Alf P. Steinbach wrote:

> This difference in conversion & wrapping effort was the reason that I used
> both the standard library and the OS API in my original example.

Using the OS API makes your program non-portable, so it's not clear what the
example is supposed to demonstrate. You may as well stick to wchar_t;
Windows 95 is ancient history and the whole wrapping effort is completely
unnecessary.

The portable version of your example would be something along the lines of:

#include "message_box.hpp"
#include <stdio.h>

int main()
{
    char buffer[ 80 ];
    sprintf( buffer, "The answer is %d!", 6*7 );

    message_box( buffer, "Title", mb_icon_information );
}

where message_box has implementations for the various OSes the program
supports.

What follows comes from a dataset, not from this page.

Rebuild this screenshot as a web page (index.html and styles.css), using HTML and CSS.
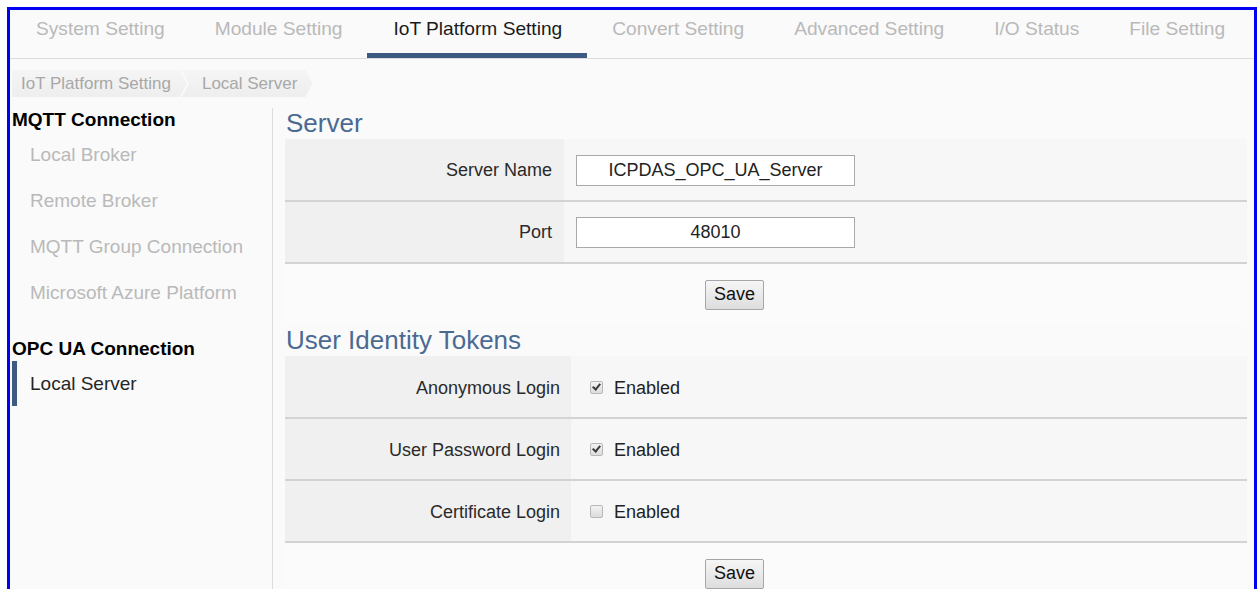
FILE: index.html
```html
<!DOCTYPE html>
<html lang="en">
<head>
<meta charset="utf-8">
<title>IoT Platform Setting - Local Server</title>
<link rel="stylesheet" href="styles.css">
</head>
<body>
<div class="frame">
  <nav class="tabs">
    <a class="tab">System Setting</a>
    <a class="tab">Module Setting</a>
    <a class="tab active">IoT Platform Setting</a>
    <a class="tab">Convert Setting</a>
    <a class="tab">Advanced Setting</a>
    <a class="tab">I/O Status</a>
    <a class="tab">File Setting</a>
  </nav>

  <div class="crumbs">
    <span class="crumb first">IoT Platform Setting</span>
    <span class="crumb">Local Server</span>
  </div>

  <div class="layout">
    <aside class="side">
      <div class="side-head">MQTT Connection</div>
      <a class="side-item">Local Broker</a>
      <a class="side-item">Remote Broker</a>
      <a class="side-item">MQTT Group Connection</a>
      <a class="side-item">Microsoft Azure Platform</a>
      <div class="side-head gap">OPC UA Connection</div>
      <a class="side-item current">Local Server</a>
    </aside>

    <main class="main">
      <h2 class="section-title">Server</h2>
      <table class="form server">
        <tr>
          <th>Server Name</th>
          <td><input class="field" type="text" value="ICPDAS_OPC_UA_Server"></td>
        </tr>
        <tr>
          <th>Port</th>
          <td><input class="field" type="text" value="48010"></td>
        </tr>
        <tr class="actions">
          <td colspan="2"><button class="btn">Save</button></td>
        </tr>
      </table>

      <h2 class="section-title">User Identity Tokens</h2>
      <table class="form tokens">
        <tr>
          <th>Anonymous Login</th>
          <td><label class="check"><span class="box on"></span>Enabled</label></td>
        </tr>
        <tr>
          <th>User Password Login</th>
          <td><label class="check"><span class="box on"></span>Enabled</label></td>
        </tr>
        <tr>
          <th>Certificate Login</th>
          <td><label class="check"><span class="box"></span>Enabled</label></td>
        </tr>
        <tr class="actions">
          <td colspan="2"><button class="btn">Save</button></td>
        </tr>
      </table>
    </main>
  </div>
</div>
</body>
</html>
```

FILE: styles.css
```css
html, body {
  margin: 0;
  padding: 0;
  height: 100%;
  overflow: hidden;
  background: #ffffff;
  font-family: "Liberation Sans", Arial, sans-serif;
}

.frame {
  margin: 7px 0 0 7px;
  width: 1250px;
  height: calc(100vh - 7px);
  box-sizing: border-box;
  border: 3px solid #0000f2;
  border-bottom: none;
  background: #fafafa;
  overflow: hidden;
}

/* top tab bar */
.tabs {
  display: flex;
  height: 48px;
  padding-left: 1px;
  border-bottom: 1px solid #dcdcdc;
}

.tab {
  display: block;
  padding: 0 25px;
  font-size: 19.15px;
  line-height: 38px;
  color: #b9b9b9;
  white-space: nowrap;
}

.tab.active {
  color: #1a1a1a;
  padding-left: 26px;
  box-shadow: inset 0 -5px 0 #3d5b82;
}

/* breadcrumb */
.crumbs {
  display: flex;
  margin: 11px 0 0 2px;
  height: 27px;
}

.crumb {
  display: block;
  font-size: 17px;
  line-height: 27px;
  color: #a8a8a8;
  background: linear-gradient(#f5f5f5, #eeeeee);
  white-space: nowrap;
}

.crumb.first {
  padding: 0 16px 0 9px;
  clip-path: polygon(0 0, calc(100% - 7px) 0, 100% 50%, calc(100% - 7px) 100%, 0 100%);
}

.crumb + .crumb {
  margin-left: -5px;
  padding: 0 15px 0 20px;
  clip-path: polygon(0 0, calc(100% - 7px) 0, 100% 50%, calc(100% - 7px) 100%, 0 100%, 7px 50%);
}

/* two column body */
.layout {
  display: flex;
  margin-top: 11px;
}

.side {
  width: 262px;
  flex: none;
  border-right: 1px solid #dddddd;
  min-height: 500px;
}

.side-head {
  padding-left: 2px;
  font-size: 19px;
  font-weight: bold;
  line-height: 24px;
  color: #000;
}

.side-head.gap {
  margin-top: 21px;
}

.side-item {
  display: block;
  position: relative;
  padding-left: 20px;
  font-size: 19px;
  line-height: 46px;
  color: #b9b9b9;
  white-space: nowrap;
}

.side-item.current {
  color: #262626;
}

.side-item.current::before {
  content: "";
  position: absolute;
  left: 2px;
  top: 0;
  width: 5px;
  height: 45px;
  background: #3d5b82;
}

.main {
  width: 962px;
  margin-left: 12px;
}

.section-title {
  margin: 0;
  padding-left: 1px;
  font-size: 26px;
  font-weight: normal;
  line-height: 31px;
  color: #4a6a92;
}

/* settings tables */
.form {
  width: 100%;
  border-collapse: collapse;
  border-spacing: 0;
}

.form th,
.form td {
  padding: 0;
  height: 62px;
  box-sizing: border-box;
  border-bottom: 2px solid #d3d3d3;
  font-size: 18px;
  font-weight: normal;
  color: #2a2a2a;
}

.form th {
  text-align: right;
  background: #f0f0f0;
}

.form td {
  background: #f7f7f7;
}

.server th {
  width: 279px;
  padding-right: 12px;
  padding-top: 1px;
}

.server td {
  padding-left: 12px;
  padding-top: 1px;
}

.tokens th {
  width: 286px;
  padding-right: 11px;
  padding-top: 3px;
}

.tokens td {
  padding-left: 19px;
  padding-top: 3px;
}

.form tr.actions td {
  height: 62px;
  padding: 0 0 0 420px;
  border-bottom: none;
  background: #fbfbfb;
  text-align: left;
}

.field {
  display: block;
  width: 279px;
  height: 31px;
  box-sizing: border-box;
  border: 1px solid #a9a9a9;
  background: #fff;
  font-family: "Liberation Sans", Arial, sans-serif;
  font-size: 18px;
  color: #222;
  text-align: center;
  padding: 0;
}

.btn {
  width: 59px;
  height: 30px;
  border: 1px solid #a6a6a6;
  border-radius: 2px;
  background: linear-gradient(#f6f6f6, #dddddd);
  font-family: "Liberation Sans", Arial, sans-serif;
  font-size: 18px;
  color: #111;
  padding: 0;
}

.check {
  display: flex;
  align-items: center;
  font-size: 18px;
  color: #222;
}

.box {
  width: 13px;
  height: 13px;
  box-sizing: border-box;
  margin-right: 11px;
  border: 1px solid #b8b8b8;
  border-radius: 2px;
  background: linear-gradient(#f2f2f2, #dcdcdc);
  position: relative;
  top: -1px;
}

.box.on::after {
  content: "";
  position: absolute;
  left: 3px;
  top: 0px;
  width: 3px;
  height: 6px;
  border: solid #3a3a3a;
  border-width: 0 2px 2px 0;
  transform: rotate(40deg);
}
```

On Windows, it will utf8_decode its arguments and call
MessageBoxW.

A localizable version would not embed readable texts:

#include "message_box.hpp"
#include "get_text.hpp"
#include <stdio.h>

int main()
{
    char buffer[ 80 ]; // ignore buffer overflow for now
    sprintf( buffer, get_text( "the_answer_is" ).c_str(), 6*7 );

    message_box( buffer, get_text( "title" ), mb_icon_information );
}

Now get_text may return something in Chinese (UTF-8 encoded) and it will all
work.

It's also possible to use wchar_t for human-readable text throughout the
code base - this provides a layer of type safety. You'll have to replace
sprintf with swprintf then. Paths, however, are better kept as char[].